### TASK TO CARRY OUT
Copy every line of the data in which the word "this" occurs.

Records with interface code:
[Start]
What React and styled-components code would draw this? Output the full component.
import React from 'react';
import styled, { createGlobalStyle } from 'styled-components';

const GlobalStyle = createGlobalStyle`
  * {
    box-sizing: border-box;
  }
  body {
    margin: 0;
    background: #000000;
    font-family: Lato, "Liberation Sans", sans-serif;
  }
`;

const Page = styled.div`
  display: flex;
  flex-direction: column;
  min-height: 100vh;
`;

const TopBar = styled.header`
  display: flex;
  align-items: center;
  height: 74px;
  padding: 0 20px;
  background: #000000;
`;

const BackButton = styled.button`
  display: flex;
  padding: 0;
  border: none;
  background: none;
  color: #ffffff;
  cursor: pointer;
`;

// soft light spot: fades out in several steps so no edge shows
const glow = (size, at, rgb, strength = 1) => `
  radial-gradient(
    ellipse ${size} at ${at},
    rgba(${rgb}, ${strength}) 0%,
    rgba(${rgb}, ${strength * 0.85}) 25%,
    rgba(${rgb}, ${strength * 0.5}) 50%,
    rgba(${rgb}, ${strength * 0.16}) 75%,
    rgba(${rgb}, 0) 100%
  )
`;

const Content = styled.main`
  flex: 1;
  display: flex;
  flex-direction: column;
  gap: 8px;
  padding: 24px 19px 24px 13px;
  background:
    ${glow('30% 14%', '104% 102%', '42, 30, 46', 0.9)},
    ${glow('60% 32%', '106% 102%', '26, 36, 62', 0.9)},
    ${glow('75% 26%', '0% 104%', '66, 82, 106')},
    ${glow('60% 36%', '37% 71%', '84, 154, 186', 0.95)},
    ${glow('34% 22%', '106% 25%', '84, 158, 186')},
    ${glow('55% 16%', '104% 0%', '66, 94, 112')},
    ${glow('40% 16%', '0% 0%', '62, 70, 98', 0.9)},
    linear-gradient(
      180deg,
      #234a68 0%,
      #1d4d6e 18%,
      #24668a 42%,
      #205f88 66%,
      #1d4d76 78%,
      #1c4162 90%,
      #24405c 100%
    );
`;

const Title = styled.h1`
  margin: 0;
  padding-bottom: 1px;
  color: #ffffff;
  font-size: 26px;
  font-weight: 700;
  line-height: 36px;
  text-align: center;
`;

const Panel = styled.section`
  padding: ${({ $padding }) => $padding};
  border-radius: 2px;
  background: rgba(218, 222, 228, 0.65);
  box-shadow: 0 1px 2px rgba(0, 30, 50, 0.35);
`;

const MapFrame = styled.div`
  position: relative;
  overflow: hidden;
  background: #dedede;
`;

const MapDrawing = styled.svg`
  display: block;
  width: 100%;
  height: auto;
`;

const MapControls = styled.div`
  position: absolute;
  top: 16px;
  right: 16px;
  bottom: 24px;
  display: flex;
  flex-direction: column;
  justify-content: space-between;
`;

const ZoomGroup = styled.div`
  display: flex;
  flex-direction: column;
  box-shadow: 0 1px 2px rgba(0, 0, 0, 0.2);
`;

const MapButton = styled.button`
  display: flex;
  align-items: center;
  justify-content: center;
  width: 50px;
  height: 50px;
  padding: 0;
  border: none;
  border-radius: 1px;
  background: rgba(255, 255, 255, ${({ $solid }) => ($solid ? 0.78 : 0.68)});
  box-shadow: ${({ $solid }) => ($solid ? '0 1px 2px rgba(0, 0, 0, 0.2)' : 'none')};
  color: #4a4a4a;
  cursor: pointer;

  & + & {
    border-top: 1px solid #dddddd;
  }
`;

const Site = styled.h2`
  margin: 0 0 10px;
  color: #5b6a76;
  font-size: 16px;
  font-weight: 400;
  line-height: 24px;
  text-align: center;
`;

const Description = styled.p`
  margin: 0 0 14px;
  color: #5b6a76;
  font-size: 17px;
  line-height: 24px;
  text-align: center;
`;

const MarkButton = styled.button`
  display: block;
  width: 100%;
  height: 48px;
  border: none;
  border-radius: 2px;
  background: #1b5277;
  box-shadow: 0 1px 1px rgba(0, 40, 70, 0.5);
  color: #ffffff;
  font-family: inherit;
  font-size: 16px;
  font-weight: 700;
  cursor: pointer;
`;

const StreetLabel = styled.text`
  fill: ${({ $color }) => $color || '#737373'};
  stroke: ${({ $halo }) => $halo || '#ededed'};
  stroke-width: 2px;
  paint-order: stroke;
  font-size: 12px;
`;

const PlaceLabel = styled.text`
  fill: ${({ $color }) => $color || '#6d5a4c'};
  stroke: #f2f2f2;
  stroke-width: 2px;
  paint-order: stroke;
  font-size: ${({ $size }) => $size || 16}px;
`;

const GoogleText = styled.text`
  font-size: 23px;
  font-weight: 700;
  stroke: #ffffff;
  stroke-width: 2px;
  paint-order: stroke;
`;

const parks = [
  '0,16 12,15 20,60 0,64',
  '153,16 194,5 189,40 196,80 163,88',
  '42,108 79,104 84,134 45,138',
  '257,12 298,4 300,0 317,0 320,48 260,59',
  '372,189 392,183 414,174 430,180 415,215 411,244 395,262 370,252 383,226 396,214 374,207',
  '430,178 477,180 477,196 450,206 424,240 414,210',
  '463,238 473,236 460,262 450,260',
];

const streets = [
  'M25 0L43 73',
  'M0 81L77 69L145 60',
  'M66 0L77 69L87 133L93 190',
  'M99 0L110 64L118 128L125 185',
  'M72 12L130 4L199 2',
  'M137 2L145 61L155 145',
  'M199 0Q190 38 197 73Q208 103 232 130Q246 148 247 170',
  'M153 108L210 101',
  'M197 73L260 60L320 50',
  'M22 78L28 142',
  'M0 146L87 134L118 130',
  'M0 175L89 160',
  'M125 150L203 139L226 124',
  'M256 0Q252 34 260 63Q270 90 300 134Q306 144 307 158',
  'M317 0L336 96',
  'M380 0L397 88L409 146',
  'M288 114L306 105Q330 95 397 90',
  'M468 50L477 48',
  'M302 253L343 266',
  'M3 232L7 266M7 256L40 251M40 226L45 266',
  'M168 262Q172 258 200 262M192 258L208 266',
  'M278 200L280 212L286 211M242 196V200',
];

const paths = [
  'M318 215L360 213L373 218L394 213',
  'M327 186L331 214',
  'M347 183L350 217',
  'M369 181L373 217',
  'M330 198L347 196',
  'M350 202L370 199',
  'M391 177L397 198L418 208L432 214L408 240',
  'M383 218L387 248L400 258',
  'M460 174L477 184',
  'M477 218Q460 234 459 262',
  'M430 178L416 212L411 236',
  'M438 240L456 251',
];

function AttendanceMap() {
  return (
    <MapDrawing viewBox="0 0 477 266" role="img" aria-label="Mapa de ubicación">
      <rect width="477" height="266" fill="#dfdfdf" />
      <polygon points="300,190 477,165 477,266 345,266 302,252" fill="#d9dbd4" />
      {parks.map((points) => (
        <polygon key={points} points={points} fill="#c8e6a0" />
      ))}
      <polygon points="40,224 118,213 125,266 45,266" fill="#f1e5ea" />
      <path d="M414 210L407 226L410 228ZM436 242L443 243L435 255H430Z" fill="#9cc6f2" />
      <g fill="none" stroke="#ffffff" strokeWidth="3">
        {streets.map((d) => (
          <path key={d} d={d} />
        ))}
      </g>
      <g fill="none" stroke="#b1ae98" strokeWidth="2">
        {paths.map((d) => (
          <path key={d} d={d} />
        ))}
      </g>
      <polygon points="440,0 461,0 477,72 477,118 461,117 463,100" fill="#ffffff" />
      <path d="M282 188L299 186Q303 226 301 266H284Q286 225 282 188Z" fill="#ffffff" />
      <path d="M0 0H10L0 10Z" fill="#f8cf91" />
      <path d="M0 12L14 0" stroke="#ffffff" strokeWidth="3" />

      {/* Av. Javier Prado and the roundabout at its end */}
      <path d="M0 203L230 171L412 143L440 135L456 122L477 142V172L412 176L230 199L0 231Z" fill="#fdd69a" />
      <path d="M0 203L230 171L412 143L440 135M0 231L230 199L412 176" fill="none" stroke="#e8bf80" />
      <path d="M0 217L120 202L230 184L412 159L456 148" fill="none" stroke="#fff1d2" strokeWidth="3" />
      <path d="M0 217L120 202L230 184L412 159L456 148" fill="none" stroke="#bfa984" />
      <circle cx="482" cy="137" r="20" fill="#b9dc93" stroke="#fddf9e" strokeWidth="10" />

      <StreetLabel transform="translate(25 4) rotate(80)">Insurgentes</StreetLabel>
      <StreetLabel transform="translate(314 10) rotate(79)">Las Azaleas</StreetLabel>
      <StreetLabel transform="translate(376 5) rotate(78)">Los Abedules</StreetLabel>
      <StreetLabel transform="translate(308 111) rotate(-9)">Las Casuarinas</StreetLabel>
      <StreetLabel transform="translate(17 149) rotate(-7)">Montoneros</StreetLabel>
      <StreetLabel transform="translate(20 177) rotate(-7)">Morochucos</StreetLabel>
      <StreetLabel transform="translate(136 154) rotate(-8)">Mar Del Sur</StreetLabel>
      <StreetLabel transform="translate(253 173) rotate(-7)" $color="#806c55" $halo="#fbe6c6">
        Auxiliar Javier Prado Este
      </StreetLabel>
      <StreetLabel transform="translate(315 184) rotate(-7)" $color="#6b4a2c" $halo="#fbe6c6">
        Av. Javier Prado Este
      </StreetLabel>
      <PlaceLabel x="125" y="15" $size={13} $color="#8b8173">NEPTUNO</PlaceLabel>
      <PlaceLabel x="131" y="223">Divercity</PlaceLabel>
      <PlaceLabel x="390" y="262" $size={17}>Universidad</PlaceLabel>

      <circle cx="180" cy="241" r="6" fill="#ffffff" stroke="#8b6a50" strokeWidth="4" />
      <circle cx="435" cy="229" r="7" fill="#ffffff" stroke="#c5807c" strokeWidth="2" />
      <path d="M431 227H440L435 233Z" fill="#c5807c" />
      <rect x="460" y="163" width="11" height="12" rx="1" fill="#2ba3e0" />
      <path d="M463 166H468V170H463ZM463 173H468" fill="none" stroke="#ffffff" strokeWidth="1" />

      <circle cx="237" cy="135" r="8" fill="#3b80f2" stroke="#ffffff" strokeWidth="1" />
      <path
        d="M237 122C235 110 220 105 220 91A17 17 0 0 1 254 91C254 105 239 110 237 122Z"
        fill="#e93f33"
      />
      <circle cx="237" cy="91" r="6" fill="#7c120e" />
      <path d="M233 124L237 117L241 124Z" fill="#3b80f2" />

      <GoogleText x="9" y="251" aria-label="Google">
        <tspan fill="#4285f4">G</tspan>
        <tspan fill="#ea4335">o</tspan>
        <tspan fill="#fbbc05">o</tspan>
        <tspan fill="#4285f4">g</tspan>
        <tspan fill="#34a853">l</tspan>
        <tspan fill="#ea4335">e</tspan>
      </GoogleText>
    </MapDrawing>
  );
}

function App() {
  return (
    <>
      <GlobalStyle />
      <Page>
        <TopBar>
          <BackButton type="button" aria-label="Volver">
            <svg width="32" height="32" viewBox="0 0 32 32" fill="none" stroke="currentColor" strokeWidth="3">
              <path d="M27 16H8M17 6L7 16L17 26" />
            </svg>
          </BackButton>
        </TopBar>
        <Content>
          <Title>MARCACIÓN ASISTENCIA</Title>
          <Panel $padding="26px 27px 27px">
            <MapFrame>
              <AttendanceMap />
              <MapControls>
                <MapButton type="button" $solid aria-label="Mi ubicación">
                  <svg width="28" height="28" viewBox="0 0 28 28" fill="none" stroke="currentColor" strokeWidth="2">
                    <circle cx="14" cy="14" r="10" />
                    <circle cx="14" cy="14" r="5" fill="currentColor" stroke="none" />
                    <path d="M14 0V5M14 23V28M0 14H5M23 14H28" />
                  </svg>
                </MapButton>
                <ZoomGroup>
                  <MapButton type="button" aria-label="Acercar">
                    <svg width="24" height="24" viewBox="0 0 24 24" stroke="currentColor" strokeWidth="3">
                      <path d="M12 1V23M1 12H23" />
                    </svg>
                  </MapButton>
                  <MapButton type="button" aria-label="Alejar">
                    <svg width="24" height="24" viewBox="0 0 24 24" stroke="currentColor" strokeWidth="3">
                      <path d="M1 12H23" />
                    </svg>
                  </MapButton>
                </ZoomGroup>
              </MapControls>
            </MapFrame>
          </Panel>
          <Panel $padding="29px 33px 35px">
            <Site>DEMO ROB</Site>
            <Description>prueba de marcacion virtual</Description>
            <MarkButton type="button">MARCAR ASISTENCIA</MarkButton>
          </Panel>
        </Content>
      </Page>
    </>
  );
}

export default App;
[End]
[Start]
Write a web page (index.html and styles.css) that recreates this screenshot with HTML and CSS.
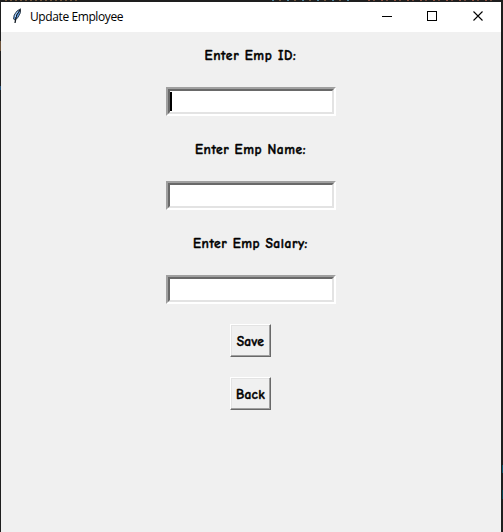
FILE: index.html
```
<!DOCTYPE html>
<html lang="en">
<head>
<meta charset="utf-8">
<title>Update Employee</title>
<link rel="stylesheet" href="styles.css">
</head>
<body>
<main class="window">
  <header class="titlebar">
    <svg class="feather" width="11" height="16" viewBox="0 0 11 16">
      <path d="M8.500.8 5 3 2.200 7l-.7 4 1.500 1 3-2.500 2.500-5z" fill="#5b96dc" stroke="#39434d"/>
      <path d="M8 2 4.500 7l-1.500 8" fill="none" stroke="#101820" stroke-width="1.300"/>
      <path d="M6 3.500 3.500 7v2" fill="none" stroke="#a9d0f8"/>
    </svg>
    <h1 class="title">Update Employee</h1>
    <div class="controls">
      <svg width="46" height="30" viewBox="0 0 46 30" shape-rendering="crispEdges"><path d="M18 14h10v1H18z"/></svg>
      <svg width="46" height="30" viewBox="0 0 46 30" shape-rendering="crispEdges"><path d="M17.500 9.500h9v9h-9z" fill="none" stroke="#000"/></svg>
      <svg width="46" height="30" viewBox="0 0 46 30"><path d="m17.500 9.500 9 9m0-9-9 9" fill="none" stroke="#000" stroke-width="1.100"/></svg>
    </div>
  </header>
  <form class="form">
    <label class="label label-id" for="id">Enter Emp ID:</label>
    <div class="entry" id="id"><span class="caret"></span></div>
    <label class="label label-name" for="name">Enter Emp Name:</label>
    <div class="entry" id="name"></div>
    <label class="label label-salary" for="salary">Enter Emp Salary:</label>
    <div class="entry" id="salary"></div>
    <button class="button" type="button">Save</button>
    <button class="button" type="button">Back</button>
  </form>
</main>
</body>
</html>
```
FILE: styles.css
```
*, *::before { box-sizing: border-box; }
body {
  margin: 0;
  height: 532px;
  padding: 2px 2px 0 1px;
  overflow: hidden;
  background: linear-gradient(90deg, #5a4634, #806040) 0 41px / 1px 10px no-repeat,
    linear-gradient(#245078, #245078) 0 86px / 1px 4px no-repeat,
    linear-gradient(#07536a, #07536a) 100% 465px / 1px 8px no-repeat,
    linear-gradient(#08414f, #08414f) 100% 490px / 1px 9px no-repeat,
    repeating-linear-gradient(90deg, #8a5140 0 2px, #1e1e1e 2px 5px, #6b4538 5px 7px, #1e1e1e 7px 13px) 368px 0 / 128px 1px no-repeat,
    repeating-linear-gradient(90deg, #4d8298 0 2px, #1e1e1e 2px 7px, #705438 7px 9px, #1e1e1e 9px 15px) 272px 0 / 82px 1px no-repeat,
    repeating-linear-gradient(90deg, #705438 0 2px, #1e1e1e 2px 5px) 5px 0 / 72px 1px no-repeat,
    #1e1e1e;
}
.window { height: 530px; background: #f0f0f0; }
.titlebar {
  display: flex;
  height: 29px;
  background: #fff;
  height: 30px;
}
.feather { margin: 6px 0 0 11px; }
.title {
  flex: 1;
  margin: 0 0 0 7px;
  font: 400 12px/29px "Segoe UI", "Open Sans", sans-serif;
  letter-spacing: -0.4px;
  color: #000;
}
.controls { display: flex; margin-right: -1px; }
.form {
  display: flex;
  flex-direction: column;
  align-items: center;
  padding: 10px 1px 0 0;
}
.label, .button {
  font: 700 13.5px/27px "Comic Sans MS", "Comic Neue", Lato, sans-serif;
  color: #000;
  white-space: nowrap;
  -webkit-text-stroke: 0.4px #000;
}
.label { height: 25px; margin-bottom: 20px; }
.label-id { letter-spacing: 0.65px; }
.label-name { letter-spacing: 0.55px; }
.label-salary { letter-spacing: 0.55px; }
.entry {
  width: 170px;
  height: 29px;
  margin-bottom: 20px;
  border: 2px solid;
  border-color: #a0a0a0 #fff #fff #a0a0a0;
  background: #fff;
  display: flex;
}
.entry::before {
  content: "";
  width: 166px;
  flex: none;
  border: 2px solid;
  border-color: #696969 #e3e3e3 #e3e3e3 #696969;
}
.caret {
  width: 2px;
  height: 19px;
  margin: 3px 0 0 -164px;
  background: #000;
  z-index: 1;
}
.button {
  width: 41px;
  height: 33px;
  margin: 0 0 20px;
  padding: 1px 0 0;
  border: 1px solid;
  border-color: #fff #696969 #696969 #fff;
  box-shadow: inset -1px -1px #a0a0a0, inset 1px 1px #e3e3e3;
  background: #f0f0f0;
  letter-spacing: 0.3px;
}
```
[End]
### TASK RESULT
What React and styled-components code would draw this? Output the full component.
Write a web page (index.html and styles.css) that recreates this screenshot with HTML and CSS.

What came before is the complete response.